## TASK BRIEF
Take every line where the string "styles" appears and copy it.

## DATA EXCERPT
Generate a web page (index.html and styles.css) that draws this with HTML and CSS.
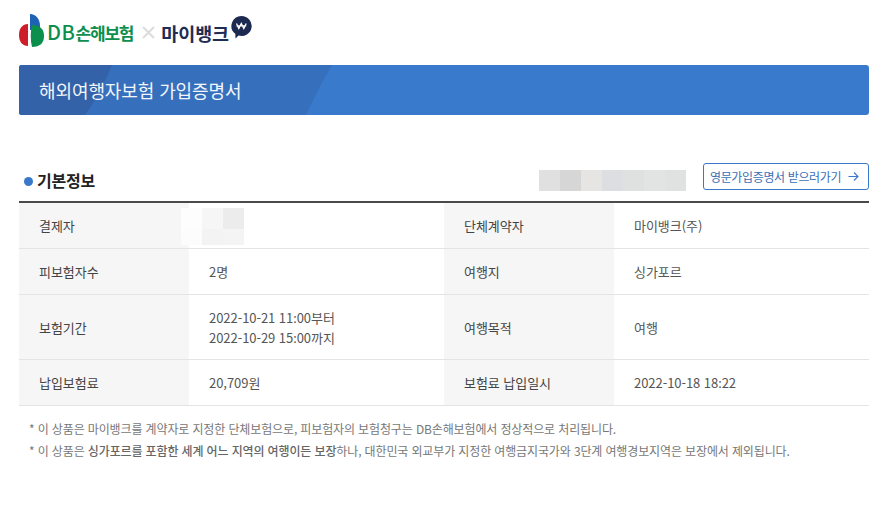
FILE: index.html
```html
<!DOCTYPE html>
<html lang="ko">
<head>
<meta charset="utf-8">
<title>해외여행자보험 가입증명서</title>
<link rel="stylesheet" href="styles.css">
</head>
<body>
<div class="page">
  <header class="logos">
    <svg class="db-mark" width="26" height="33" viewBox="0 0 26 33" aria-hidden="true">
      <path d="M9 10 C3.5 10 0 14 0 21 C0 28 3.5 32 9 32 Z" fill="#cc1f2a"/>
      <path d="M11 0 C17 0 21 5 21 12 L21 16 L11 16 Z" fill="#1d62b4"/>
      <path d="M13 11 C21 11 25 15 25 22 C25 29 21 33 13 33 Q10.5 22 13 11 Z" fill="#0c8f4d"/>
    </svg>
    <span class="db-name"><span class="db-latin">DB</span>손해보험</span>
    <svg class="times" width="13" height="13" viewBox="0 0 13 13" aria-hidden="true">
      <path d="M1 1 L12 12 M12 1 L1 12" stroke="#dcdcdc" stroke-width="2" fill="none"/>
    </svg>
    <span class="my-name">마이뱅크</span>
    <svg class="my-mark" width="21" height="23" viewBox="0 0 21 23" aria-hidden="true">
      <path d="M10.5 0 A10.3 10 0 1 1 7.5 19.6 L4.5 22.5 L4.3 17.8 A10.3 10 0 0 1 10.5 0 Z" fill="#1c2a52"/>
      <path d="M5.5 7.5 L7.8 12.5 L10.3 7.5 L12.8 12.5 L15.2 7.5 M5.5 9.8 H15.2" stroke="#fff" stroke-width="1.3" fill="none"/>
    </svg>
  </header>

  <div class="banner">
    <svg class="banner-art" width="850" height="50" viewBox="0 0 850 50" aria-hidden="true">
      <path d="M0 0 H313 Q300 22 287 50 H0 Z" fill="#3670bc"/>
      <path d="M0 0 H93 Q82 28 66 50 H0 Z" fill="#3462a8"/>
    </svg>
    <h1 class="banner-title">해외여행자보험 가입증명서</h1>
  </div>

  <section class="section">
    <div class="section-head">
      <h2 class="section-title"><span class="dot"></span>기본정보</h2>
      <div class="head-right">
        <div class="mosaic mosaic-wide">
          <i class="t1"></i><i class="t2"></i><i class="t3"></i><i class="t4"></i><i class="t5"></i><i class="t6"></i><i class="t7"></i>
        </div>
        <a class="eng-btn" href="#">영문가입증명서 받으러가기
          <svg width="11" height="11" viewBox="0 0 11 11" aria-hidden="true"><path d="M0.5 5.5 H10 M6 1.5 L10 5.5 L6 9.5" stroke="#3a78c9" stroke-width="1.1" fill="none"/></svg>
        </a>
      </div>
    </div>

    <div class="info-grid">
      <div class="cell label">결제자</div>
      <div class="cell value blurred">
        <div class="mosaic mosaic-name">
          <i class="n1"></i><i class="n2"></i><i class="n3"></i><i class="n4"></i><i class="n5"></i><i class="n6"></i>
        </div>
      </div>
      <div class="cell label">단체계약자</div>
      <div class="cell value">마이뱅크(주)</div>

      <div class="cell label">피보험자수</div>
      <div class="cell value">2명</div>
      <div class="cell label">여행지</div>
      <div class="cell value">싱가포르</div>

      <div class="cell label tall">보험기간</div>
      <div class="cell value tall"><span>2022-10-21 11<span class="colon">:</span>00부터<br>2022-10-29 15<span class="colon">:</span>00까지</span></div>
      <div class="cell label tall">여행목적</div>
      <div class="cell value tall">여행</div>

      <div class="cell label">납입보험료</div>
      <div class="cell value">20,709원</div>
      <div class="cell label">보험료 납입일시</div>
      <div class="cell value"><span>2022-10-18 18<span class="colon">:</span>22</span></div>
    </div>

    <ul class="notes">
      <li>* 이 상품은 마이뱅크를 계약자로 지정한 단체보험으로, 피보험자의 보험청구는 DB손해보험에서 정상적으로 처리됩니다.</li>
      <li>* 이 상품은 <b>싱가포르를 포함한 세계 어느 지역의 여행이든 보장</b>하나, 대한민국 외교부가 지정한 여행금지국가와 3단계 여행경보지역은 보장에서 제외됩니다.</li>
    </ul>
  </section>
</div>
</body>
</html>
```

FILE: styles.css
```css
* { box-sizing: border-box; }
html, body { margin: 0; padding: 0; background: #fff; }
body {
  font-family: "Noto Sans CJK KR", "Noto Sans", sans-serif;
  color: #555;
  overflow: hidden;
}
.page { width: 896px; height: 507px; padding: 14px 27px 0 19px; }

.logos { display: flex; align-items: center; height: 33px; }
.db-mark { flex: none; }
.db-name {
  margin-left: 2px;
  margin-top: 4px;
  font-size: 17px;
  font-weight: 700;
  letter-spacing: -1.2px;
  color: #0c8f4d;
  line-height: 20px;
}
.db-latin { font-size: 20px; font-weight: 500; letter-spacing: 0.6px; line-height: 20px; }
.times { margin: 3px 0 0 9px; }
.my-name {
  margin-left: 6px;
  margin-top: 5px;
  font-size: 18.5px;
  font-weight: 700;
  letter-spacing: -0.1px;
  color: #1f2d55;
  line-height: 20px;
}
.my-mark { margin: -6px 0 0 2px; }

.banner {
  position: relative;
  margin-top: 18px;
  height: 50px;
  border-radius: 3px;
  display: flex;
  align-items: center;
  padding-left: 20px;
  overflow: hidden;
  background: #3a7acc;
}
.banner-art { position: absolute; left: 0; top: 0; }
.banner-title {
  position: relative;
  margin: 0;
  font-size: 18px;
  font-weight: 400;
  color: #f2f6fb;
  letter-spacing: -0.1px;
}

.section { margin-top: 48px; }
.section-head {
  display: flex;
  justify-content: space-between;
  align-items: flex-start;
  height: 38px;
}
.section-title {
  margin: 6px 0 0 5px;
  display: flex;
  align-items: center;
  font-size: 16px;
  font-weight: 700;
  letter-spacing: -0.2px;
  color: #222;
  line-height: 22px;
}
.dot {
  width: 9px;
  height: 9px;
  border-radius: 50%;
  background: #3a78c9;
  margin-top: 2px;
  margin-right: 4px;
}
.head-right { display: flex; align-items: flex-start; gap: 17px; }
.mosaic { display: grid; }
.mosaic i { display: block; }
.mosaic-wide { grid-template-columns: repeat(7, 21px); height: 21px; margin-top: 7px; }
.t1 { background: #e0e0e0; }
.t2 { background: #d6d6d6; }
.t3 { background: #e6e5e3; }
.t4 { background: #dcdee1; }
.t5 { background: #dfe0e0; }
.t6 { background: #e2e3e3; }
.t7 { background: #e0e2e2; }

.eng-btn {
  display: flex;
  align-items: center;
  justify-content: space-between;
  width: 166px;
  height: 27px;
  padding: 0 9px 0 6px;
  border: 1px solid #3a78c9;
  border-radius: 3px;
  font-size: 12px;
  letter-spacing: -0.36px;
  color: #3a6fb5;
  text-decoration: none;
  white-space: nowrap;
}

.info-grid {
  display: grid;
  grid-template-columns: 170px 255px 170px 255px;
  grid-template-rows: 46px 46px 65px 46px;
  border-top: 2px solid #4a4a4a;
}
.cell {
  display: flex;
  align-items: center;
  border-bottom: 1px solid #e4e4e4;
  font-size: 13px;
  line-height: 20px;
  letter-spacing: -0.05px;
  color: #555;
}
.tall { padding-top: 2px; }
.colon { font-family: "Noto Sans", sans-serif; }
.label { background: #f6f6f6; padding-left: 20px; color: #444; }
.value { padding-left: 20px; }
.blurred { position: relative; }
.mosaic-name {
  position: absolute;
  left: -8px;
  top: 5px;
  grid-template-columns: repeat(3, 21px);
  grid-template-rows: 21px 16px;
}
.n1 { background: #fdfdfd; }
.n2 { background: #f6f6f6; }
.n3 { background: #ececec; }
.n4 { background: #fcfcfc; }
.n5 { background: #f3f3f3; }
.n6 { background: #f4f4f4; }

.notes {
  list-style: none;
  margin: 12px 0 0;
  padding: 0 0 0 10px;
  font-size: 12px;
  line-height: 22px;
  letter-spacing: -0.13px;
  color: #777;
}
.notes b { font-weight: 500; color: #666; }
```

## RESPONSE TO THE EXERCISE
Generate a web page (index.html and styles.css) that draws this with HTML and CSS.
<link rel="stylesheet" href="styles.css">
FILE: styles.css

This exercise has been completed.